Selasa, 27 Agustus 2013



Gema takbir telah disemarakkan oleh masyarakat muslim, lebih dari 1,5 Milyar Muslim di seluruh dunia merasakan berkah karunia Allah SWT melalui bulan Ramadan. Tak terasa datangnya bulan Ramadan berjalan begitu cepat hingga kita hanya melawatinya dengan sekejap. Berbagai kegiatan mulai dari pengajian sorogan, tadarusan, hingga qiyamul lail kita tingkatkan demi meraih berkah selama bulan Ramadan.

Akan tetapi, spirit untuk meningkatkan ibadah pasca bulan Ramadan telah sirna seiring dengan berlalunya bulan Ramadan. Jumlah jamaah yang beribadah di masjid selama Ramadan kini berkurang drastis, pejabat yang berperilaku saleh selama Ramadan kini kembali korupsi, seseorang yang mulanya dermawan terhadap sekitar selama Ramadan kini mulai menutup kantongnya rapat-rapat, penyakit apatisme kepada masyarakat sekitar mulai terjangkit oleh sebagian orang dan tenggelam kepada pekerjaan individual masing-masing. Padahal, bukan demikian tujuan dari bulan suci Ramadan. Bulan Ramadan merupakan penggambaran setahun penuh perilaku seseorang. 

Allah berfirman: 

يَا أَيُّهَا الَّذِينَ آمَنُوا كُتِبَ عَلَيْكُمُ الصِّيَامُ كَمَا كُتِبَ عَلَى الَّذِينَ مِنْ قَبْلِكُمْ لَعَلَّكُمْ تَتَّقُونَ

“Hai orang-orang yang beriman, diwajibkan atas kamu berpuasa sebagaimana diwajibkan atas orang-orang sebelum kamu agar kamu bertakwa”. (QS. Al-Baqarah: 183)

Dalam ayat tersebut, ibadah puasa diharapkan dapat memancarkan energi positif yaitu berupa ketakwaan. Ketakwaan itu diharapkan membawa dampak kemaslahatan dalam kehidupan masyarakat sekitar. Sama seperti halnya ibadah salat yang digambarkan dalam Alquran sebagai pencegah kemungkaran, begitu juga dengan zakat yang diharapkan menjadi perputaran dana yang aktif sehingga dapat mengangkat kemiskinan.

Oleh karena itu tak elok jika memandang puasa hanya dalam sudut pandang para ahli fikih secara tekstualis-literalis, karena itu perlu mengungkapkan makna eksplisit dari ibadah puasa. Puasa bukan hanya menahan makan dan minum akan tetapi puasa adalah upaya untuk menahan perbudakan manusia dari nafsu hewani mereka.

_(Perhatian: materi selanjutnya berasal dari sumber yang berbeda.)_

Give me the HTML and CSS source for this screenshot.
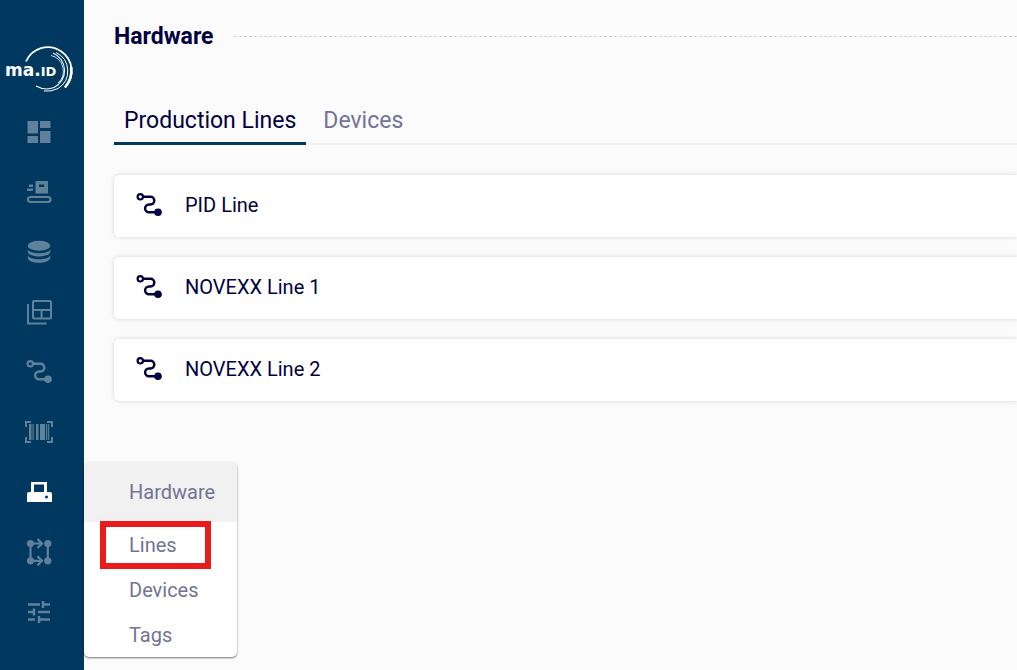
FILE: index.html
```html
<!DOCTYPE html>
<html lang="en">
<head>
<meta charset="utf-8">
<meta name="viewport" content="width=device-width, initial-scale=1">
<title>Hardware</title>
<link rel="stylesheet" href="styles.css">
</head>
<body>
<svg class="defs" aria-hidden="true">
  <symbol id="route" viewBox="0 0 28 28">
    <circle cx="5.300" cy="5.800" r="2.700" fill="none" stroke="currentColor" stroke-width="2.200"/>
    <path d="M8 5.800h7.500a3.800 3.800 0 0 1 0 7.600h-1.500a3.900 3.900 0 0 0 0 7.800h8" fill="none" stroke="currentColor" stroke-width="2.500"/>
    <circle cx="23" cy="21.200" r="3.800" fill="currentColor"/>
  </symbol>
</svg>
<div class="app">
  <aside class="sidebar">
    <a class="logo" href="#" aria-label="ma.ID">
      <svg width="78" height="56" viewBox="0 0 78 56">
        <g fill="none" stroke="#fff">
          <path d="M26 21.500A23.800 23.800 0 1 1 65 47.500" stroke-width="1.800"/>
          <path d="M71.200 27Q72.500 38.500 65 47.500" stroke-width="2.600"/>
          <path d="M53 13A19 19 0 0 1 54 47.500Q45 51 36 46" stroke-width="1.100"/>
          <path d="M56 12.500A20.500 20.500 0 0 1 58 48.500Q51 52 44 51" stroke-width="1"/>
          <path d="M51 15.500A16 16 0 0 1 58 43" stroke-width=".8"/>
        </g>
        <text class="logo-text" x="5" y="36">ma.<tspan class="logo-small">ID</tspan></text>
      </svg>
    </a>
    <nav aria-label="Main">
      <ul class="nav">
        <li class="nav-item"><a class="nav-link" href="#" aria-label="Dashboard"><svg class="icon" viewBox="0 0 28 28"><path d="M2.500 3H13v12.500H2.500zM2.500 18H13v7H2.500zM15 3h10.500v7H15zM15 13h10.500v12H15z"/></svg></a></li>
        <li class="nav-item"><a class="nav-link" href="#" aria-label="Production"><svg class="icon" viewBox="0 0 28 28"><path fill-rule="evenodd" d="M10.500 3H23v12.500H10.500zM14 6.500v2.500h5.200v-2.500zM4 6.500h4V9H4zM2 10.500h6V13H2z"/><rect x="3" y="19" width="22.500" height="5" rx="2.500" fill="none" stroke="currentColor" stroke-width="2.200"/></svg></a></li>
        <li class="nav-item"><a class="nav-link" href="#" aria-label="Data"><svg class="icon" viewBox="0 0 28 28"><ellipse cx="14" cy="7.800" rx="11.300" ry="5"/><path d="M2.700 11.500C5 16.500 23 16.500 25.300 11.500V13.500C25.300 20 2.700 20 2.700 13.500zM2.700 17.500C5 22.500 23 22.500 25.300 17.500V19.500C25.300 26.500 2.700 26.500 2.700 19.500z"/></svg></a></li>
        <li class="nav-item"><a class="nav-link" href="#" aria-label="Layouts"><svg class="icon" viewBox="0 0 28 28"><g fill="none" stroke="currentColor" stroke-width="2"><rect x="8" y="3" width="18" height="17.500" rx="1"/><path d="M8 12h18M16.500 12v8.500M3 6v19.500h18.500"/></g></svg></a></li>
        <li class="nav-item"><a class="nav-link" href="#" aria-label="Routes"><svg class="icon"><use href="#route"/></svg></a></li>
        <li class="nav-item"><a class="nav-link" href="#" aria-label="Barcodes"><svg class="icon" viewBox="0 0 28 28"><path d="M0 3h6v2H2v4H0zM22 3h6v6h-2V5h-4zM0 19h2v4h4v2H0zM26 19h2v6h-6v-2h4zM4 6h2.500v16H4zM7.500 6h1.200v16H7.500zM11 6h2.500v16H11zM15 6h5v16h-5zM21 6h1.200v16H21zM23.200 6h1v16h-1z"/></svg></a></li>
        <li class="nav-item active">
          <a class="nav-link" href="#" aria-label="Hardware" aria-current="page"><svg class="icon" viewBox="0 0 28 28"><path fill-rule="evenodd" d="M6 4h16v10h3q2 0 2 2v8H2v-8q0-2 2-2h2zM9 6.500V14h10V6.500zM21.500 17.500a1.500 1.500 0 1 0 .01 0z"/></svg></a>
          <div class="submenu">
            <a class="submenu-title" href="#">Hardware</a>
            <a class="submenu-link highlighted" href="#">Lines</a>
            <a class="submenu-link" href="#">Devices</a>
            <a class="submenu-link" href="#">Tags</a>
          </div>
        </li>
        <li class="nav-item"><a class="nav-link" href="#" aria-label="Processes"><svg class="icon" viewBox="0 0 28 28"><circle cx="5.500" cy="5.500" r="3.600"/><circle cx="22.800" cy="5.500" r="3.600"/><circle cx="5.500" cy="22.800" r="3.600"/><circle cx="22.800" cy="22.800" r="3.600"/><path d="M5.500 5.500v17.300M22.800 5.500v17.300M5.500 5.500h11M5.500 22.800h11M12.500 1l4.500 4.500-4.500 4.500M12.500 18.300l4.500 4.500-4.500 4.500" fill="none" stroke="currentColor" stroke-width="2.200"/></svg></a></li>
        <li class="nav-item"><a class="nav-link" href="#" aria-label="Settings"><svg class="icon" viewBox="0 0 28 28"><path d="M3 6.500h12M18 3v7M18 6.500h7M3 14h6M9 10.500v7M13 14h12M3 21.500h7M14 18v7M14 21.500h11" fill="none" stroke="currentColor" stroke-width="2.500"/></svg></a></li>
      </ul>
    </nav>
  </aside>
  <main class="content">
    <header class="page-header"><h1>Hardware</h1></header>
    <div class="tabs" role="tablist">
      <button class="tab selected" role="tab" aria-selected="true">Production Lines</button>
      <button class="tab" role="tab" aria-selected="false">Devices</button>
    </div>
    <ul class="lines">
      <li class="line"><svg class="icon"><use href="#route"/></svg><span>PID Line</span></li>
      <li class="line"><svg class="icon"><use href="#route"/></svg><span>NOVEXX Line 1</span></li>
      <li class="line"><svg class="icon"><use href="#route"/></svg><span>NOVEXX Line 2</span></li>
    </ul>
  </main>
</div>
</body>
</html>
```
FILE: styles.css
```css
* { box-sizing: border-box; }
body {
  margin: 0;
  background: #fbfbfb;
  color: #000040;
  font: 20px/24px Roboto, sans-serif;
}
a { color: inherit; text-decoration: none; }
ul { margin: 0; padding: 0; list-style: none; }
.defs { position: absolute; width: 0; height: 0; }
.icon { display: block; width: 28px; height: 28px; flex: none; fill: currentColor; }

.app { display: flex; min-height: 100vh; }
.sidebar {
  flex: none;
  width: 84px;
  padding-top: 40px;
  background: #00385f;
}
.logo { display: block; height: 62px; }
.logo svg { display: block; }
.logo-text { font: 700 17px "DejaVu Sans", sans-serif; fill: #fff; }
.logo-small { font-size: 13px; }

.nav-item { position: relative; height: 60px; }
.nav-link {
  display: flex;
  align-items: center;
  justify-content: center;
  height: 100%;
  padding-right: 6px;
  color: #5f819a;
}
.active .nav-link { color: #fff; }

.submenu {
  position: absolute;
  top: 0;
  left: 100%;
  z-index: 1;
  width: 153px;
  border-radius: 5px;
  overflow: hidden;
  background: #fff;
  color: #737395;
  box-shadow: 0 1px 2px rgba(0, 0, 0, .55);
}
.submenu-title, .submenu-link {
  display: flex;
  align-items: center;
  height: 45px;
  padding-left: 45px;
}
.submenu-title { height: 60px; background: #f1f1f1; }
.highlighted { position: relative; }
.highlighted::before {
  content: "";
  position: absolute;
  inset: -1px 26px -2px 16px;
  border: 6px solid #e91b1b;
}

.content { flex: 1; min-width: 0; padding: 22px 0 0 30px; }
.page-header { display: flex; align-items: center; gap: 20px; }
.page-header::after {
  content: "";
  flex: 1;
  height: 1px;
  background: repeating-linear-gradient(90deg, #d0d0e0 0 3px, transparent 3px 5px);
}
h1 { margin: 0; padding-top: 2px; font-size: 23px; line-height: 26px; font-weight: 700; }

.tabs {
  display: flex;
  margin-top: 45px;
  box-shadow: inset 0 -2px #f2f2f2;
}
.tab {
  height: 50px;
  padding: 4px 10px 0;
  border: 0;
  border-bottom: 3px solid transparent;
  background: none;
  color: #737395;
  font: 23px/28px Roboto, sans-serif;
}
.tab.selected { margin-right: 7px; border-color: #00385f; color: #000040; }

.lines { display: grid; gap: 20px; padding-top: 30px; }
.line {
  display: flex;
  align-items: center;
  gap: 22px;
  height: 62px;
  padding: 0 0 2px 21px;
  border-radius: 5px 0 0 5px;
  background: #fff;
  box-shadow: 0 0 4px rgba(0, 0, 0, .16);
}
```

Oleh karena itu Alquran menganalogikan bahwasanya orang yang meninggalkan puasa diharuskan untuk memerdekakan budak. Dan juga dalam redaksi ayat lain diharuskan membayarnya dengan puasa di lain waktu.

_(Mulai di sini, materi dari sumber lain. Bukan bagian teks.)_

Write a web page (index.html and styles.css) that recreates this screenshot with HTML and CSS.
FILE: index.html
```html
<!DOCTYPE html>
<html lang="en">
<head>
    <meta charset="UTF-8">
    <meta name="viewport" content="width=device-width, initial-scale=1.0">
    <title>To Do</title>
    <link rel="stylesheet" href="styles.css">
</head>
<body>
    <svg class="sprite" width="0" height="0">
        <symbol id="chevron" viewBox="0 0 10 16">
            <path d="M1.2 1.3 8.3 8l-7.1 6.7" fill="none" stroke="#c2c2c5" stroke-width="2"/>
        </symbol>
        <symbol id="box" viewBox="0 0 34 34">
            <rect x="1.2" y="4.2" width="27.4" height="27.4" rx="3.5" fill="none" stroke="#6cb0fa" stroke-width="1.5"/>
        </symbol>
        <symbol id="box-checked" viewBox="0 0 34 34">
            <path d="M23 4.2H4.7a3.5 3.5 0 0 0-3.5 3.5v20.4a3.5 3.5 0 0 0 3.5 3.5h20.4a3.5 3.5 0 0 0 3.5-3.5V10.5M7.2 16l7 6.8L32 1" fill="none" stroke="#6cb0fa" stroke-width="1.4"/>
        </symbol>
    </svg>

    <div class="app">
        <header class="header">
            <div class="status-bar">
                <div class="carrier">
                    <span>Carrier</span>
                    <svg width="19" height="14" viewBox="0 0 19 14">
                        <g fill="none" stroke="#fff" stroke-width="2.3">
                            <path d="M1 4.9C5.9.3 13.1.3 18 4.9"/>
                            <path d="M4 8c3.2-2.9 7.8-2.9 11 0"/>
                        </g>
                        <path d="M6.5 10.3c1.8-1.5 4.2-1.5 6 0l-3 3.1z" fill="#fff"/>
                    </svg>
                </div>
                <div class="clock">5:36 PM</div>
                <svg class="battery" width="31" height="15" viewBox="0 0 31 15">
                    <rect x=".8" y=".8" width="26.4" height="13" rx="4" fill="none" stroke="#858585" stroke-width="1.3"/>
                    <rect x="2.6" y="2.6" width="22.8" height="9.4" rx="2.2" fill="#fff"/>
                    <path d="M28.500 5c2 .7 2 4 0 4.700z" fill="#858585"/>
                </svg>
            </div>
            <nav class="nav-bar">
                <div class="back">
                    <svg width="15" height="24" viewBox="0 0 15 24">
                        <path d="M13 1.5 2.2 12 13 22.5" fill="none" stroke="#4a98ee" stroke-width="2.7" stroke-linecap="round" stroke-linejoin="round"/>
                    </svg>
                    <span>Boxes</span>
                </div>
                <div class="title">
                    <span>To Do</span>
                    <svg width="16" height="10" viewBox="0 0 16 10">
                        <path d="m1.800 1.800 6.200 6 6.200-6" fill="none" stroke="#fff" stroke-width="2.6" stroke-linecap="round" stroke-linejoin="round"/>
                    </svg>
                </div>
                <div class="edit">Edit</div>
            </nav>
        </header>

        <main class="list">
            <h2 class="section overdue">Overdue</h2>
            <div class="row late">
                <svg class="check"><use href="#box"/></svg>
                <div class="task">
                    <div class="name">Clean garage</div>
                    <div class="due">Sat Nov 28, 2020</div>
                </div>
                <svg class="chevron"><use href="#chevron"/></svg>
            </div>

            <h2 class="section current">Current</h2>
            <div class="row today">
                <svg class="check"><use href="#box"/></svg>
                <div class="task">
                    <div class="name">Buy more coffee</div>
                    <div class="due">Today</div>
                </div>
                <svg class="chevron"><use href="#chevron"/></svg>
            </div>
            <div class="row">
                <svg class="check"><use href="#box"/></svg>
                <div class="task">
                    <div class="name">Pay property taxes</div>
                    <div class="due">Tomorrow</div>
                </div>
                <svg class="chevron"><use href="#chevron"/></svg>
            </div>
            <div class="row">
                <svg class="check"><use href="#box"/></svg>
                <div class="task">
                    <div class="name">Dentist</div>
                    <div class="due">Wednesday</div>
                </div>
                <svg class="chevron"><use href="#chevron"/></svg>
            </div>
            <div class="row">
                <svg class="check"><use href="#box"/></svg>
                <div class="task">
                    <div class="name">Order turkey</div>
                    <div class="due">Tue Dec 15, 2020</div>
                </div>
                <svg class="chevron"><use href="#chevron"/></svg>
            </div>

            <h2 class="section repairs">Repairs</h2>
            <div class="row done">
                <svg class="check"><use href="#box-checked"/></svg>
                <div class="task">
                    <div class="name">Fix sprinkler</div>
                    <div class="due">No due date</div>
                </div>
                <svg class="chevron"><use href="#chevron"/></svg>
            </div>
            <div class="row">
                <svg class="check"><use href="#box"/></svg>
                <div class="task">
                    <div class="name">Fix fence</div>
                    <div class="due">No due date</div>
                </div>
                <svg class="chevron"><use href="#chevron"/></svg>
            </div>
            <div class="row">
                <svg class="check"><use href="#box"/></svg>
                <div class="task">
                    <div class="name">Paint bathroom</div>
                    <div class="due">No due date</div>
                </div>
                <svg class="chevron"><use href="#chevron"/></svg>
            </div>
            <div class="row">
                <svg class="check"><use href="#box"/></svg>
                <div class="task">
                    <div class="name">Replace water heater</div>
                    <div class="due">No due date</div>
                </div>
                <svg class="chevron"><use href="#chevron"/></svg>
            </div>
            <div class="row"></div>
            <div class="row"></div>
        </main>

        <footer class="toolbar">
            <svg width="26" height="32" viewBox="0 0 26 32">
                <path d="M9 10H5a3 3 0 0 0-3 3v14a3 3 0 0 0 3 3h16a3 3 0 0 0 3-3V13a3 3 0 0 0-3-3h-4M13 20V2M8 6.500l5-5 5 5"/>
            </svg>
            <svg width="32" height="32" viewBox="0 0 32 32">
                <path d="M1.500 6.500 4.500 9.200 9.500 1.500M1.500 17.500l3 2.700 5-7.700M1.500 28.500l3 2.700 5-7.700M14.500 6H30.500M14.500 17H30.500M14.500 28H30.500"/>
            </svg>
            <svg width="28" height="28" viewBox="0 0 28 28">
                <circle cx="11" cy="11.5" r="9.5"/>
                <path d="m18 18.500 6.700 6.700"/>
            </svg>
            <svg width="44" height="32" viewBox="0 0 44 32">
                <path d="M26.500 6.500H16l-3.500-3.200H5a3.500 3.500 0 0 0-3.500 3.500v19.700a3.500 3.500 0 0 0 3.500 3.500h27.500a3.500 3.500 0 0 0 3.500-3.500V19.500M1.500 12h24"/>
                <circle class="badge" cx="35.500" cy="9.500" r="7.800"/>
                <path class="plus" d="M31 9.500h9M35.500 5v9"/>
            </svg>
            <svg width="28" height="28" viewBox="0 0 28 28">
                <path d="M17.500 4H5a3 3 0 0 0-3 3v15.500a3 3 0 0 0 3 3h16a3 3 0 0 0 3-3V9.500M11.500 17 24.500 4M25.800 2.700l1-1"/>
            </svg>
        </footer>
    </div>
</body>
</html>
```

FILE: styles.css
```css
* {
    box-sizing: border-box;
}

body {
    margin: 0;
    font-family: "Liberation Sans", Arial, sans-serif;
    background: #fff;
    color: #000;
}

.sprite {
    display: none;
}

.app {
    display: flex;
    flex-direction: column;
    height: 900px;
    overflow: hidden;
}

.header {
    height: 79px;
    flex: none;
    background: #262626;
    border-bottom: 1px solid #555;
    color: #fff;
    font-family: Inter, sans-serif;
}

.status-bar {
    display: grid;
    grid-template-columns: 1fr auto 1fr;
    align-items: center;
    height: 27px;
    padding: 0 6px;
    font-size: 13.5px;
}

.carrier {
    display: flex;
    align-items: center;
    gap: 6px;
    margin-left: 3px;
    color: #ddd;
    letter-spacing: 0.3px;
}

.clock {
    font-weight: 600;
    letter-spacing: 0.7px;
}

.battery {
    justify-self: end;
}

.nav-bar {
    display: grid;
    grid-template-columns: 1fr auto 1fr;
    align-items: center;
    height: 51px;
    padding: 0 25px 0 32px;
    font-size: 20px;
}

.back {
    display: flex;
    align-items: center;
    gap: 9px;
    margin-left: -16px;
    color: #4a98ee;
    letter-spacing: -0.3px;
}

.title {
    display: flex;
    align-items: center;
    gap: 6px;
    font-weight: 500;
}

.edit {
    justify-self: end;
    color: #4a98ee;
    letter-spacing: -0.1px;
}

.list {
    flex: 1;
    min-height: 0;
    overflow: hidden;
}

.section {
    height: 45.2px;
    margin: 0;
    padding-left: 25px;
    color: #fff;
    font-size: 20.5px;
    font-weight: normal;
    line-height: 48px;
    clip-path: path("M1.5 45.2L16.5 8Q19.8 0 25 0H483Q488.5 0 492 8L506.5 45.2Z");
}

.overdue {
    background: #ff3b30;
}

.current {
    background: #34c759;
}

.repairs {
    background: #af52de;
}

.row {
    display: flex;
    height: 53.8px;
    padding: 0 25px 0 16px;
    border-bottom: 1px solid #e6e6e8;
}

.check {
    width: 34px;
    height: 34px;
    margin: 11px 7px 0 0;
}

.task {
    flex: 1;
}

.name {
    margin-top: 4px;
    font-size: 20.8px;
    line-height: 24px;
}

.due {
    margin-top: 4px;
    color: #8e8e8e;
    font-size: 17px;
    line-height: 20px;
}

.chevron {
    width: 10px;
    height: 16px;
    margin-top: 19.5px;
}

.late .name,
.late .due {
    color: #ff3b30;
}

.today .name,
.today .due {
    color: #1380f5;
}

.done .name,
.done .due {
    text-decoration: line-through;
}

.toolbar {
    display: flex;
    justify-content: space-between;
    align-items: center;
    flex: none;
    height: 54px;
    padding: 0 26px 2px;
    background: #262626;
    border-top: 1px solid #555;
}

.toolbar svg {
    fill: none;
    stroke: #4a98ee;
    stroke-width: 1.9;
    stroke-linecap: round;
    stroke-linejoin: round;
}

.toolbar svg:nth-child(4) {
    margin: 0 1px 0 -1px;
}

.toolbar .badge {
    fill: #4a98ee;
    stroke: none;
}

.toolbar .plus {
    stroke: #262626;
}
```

Menurut Al Ghazali, puasa bukan hanya menahan nafsu makan, minum dan hasrat seksual saja, akan tetapi ia mengklasifikasikan puasa dalam tiga fase kemudian ia menganjurkan untuk fase yang ketiga; Pertama: puasanya orang awam (Shaum Al-umum) puasa yang hanya sekedar menahan makan, minum dan hasrat seksual. Kedua: puasanya orang khusus (Shaum Al-khusus) yaitu menahan telinga, lisan, tangan, kaki dll. Untuk tidak berbuat maksiat. Ketiga: puasanya orang terkhusus (Shaum Al-khusus Al-khusus) yaitu puasa dalam hati, menjaga kesucian nurani dan berdzikir kepada Allah setiap saat.  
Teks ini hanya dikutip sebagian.